Il re spagnolo Felipe VI incontra gli operai di una fabbrica Renault (foto LaPresse)

Cosa può imparare Camusso dal Lavoro di Rajoy

Renzo Rosati
Con un mercato flessibile che non snobba i voucher, la disoccupazione in Spagna continua a scendere. Perché il lavoro non puzza. In qualsiasi forma si presenti.

Roma. In Spagna, il paese europeo che dopo la Grecia ha più sofferto la crisi, la disoccupazione continua a scendere: nel terzo trimestre 2016 è al 18,9 per cento, riporta l’istituto di statistica Ine, dato oltre le attese e molto al di sotto del 20 per cento del secondo trimestre. I disoccupati sono ancora 4,3 milioni; ma dal picco di sei del febbraio 2013, pari al 26,3 per cento, il recupero di posti di lavoro è stato costante. I disoccupati sono ai minimi dal dicembre 2009; e quest’anno 479 mila persone sono entrate o rientrate nel mondo del lavoro e non solo grazie agli impieghi stagionali nel turismo: ad assumere sono i servizi (178 mila posti) e in misura minore l’industria e le costruzioni.

 

Con un mercato molto flessibile, che utilizza in maniera intensiva contratti temporanei e vaucher assai contestati in Italia, i lavori part-time riescono a trasformarsi in rapporti fissi, i quali a loro volta non impongono alle aziende particolari penalità.

 

“El trabajo no huele”, il lavoro non puzza in qualsiasi forma si presenti, tanto più con l’economia ancora non uscita dal tunnel ma che ce la mette tutta: ieri lo stesso Ine ha diffuso anche i dati del pil, in aumento dello 0,7 per cento nel terzo trimestre e del 3,2 su base annua, mentre i prezzi dopo la crescita zero di settembre tornano a salire a ottobre dello 0,5. Il clima moderatamente favorevole si riflette anche sulla politica, dove il Partito popolare di Mariano Rajoy che ha vinto due volte le elezioni senza maggioranza assoluta, ora sta per formare un governo con l’astensione dei socialisti, i quali rischiano il sorpasso da parte di Podemos.

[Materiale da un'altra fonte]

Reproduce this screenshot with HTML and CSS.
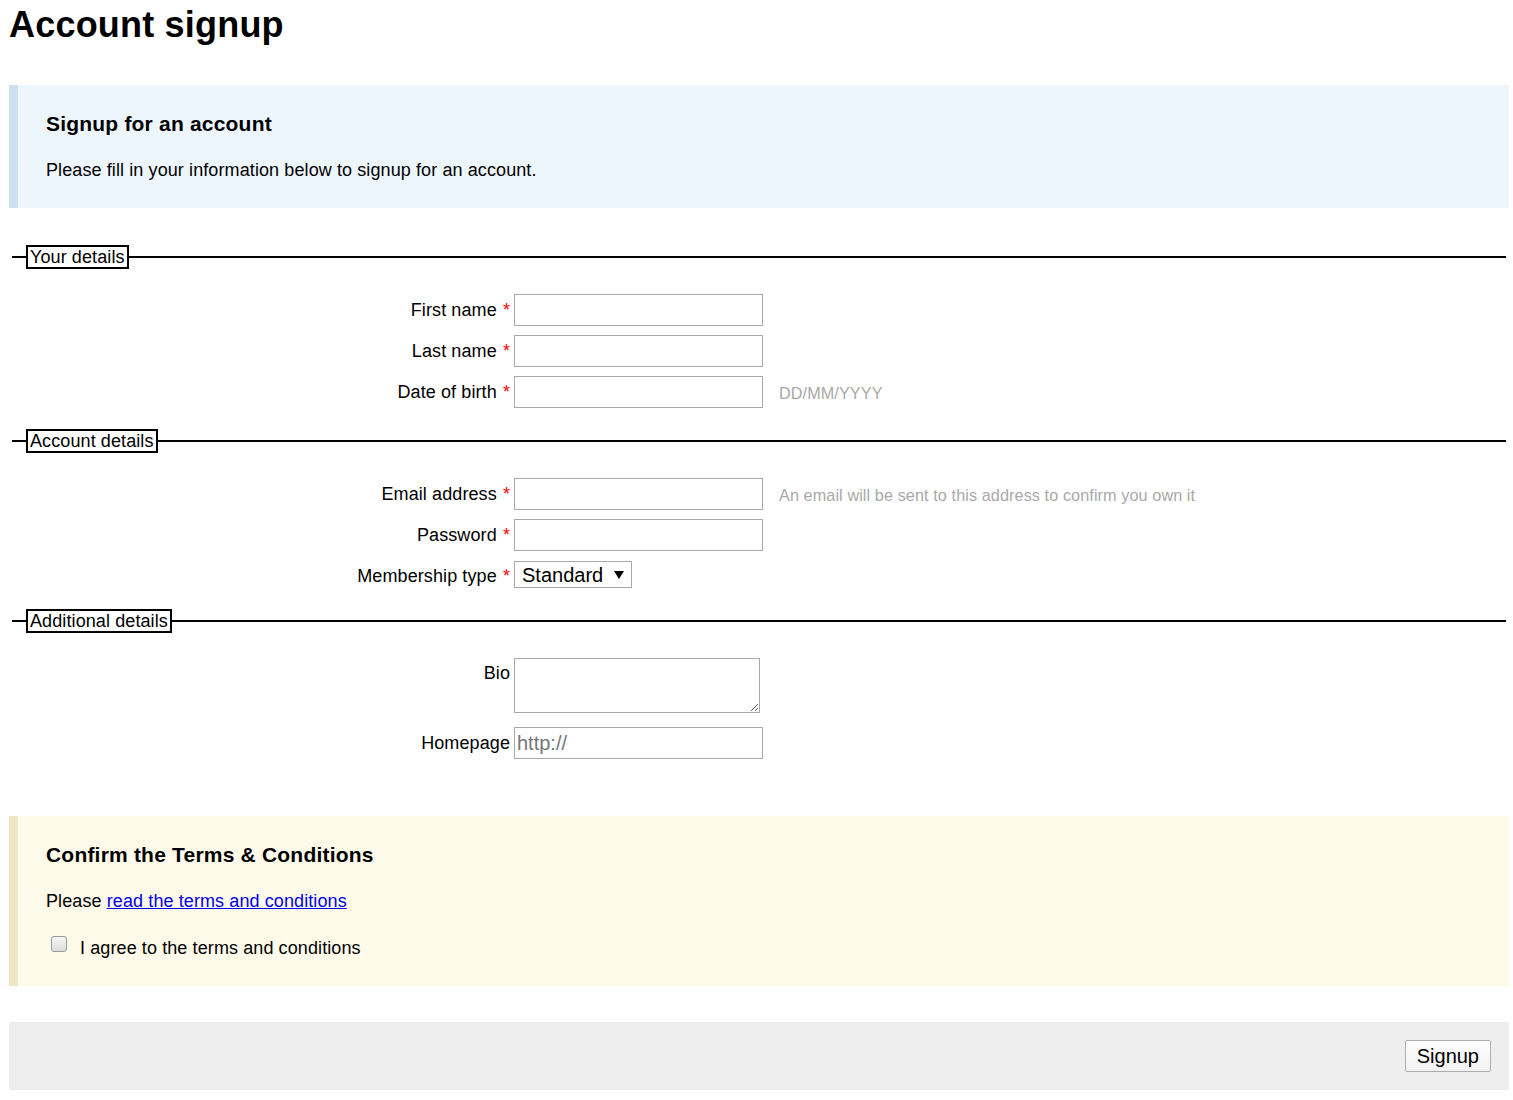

Senza tuttavia che la sinistra populista di Pablo Iglesias riesca  a correre per il primo posto. Podemos ha un programma simile a Syriza, che però ad Atene si è poi piegato alla realpolitik; mentre a differenza dei grillini italiani dice di “non pensarci neppure ad uscire dall’euro”. A parte questo, Iglesias ha spesso attaccato Matteo Renzi proprio sul lavoro, accusandolo di “voler ridurre gli italiani a fare i camerieri dei turisti tedeschi, come gli spagnoli”.

 

Il capo di Podemos si trova così in sintonia con Susanna Camusso, segretaria della Cgil. Oltre ad avversare aspramente il Jobs Act e martellare quotidianamente contro i vaucher (i quali, come dimostrano invece gli ultimi dati Inps, sono pari al 5,7 per cento delle nuove assunzioni a tempo indeterminato), Camusso ha individuato un nuovo fronte di lotta in un accordo per 27 mila stage di studenti delle superiori tra ministero dell’Istruzione e 16 organizzazioni e aziende; tra le quali, orrore, c’è McDonald’s con 10 mila apprendistati nei 500 locali in tutta Italia. “Ma è lavoro quello?”, denuncia la Cgil, forse nostalgica delle antiche battaglie contro il colonialismo paninaro americano, e più attualmente ammiccando, come spiega il Fatto, a “papà e mamma vegani” (e magari ai prelati che non vogliono McDonald’s vicino al Vaticano, preferendo per questioni condominiali le “trattorie tipiche”). Stupore nella multinazionale degli hamburger che ha avviato la campagna “Benvenuti studenti” precisando che i ragazzi avranno un addestramento e tutor per imparare attività di accoglienza e relazione con il pubblico.

 

Che sia davvero l’oscuro preludio al futuro “da “camerieri”? Non ci crede Bloomberg in un’analisi del mercato del lavoro in Stati Uniti, Germania, Canada e Italia. A dispetto di apparenze ed evidenze (l’Italia ha il più basso tasso di occupazione dei quattro), risulta che gli italiani cominciano a lavorare più tardi, ma nelle fasce 35-44 anni e 45-54 superano nettamente gli americani, e nella seconda fascia l’occupazione è seconda solo ai tedeschi tra i non laureati (94 per cento i tedeschi, 89 gli italiani, 85 i canadesi, 84 gli americani). Il gap è proprio tra i ragazzi più giovani, e anche un po’ di apprendistato tra i fornelli con i Big Mac può aiutare a colmarlo, per quanto male ne pensi la Cgil.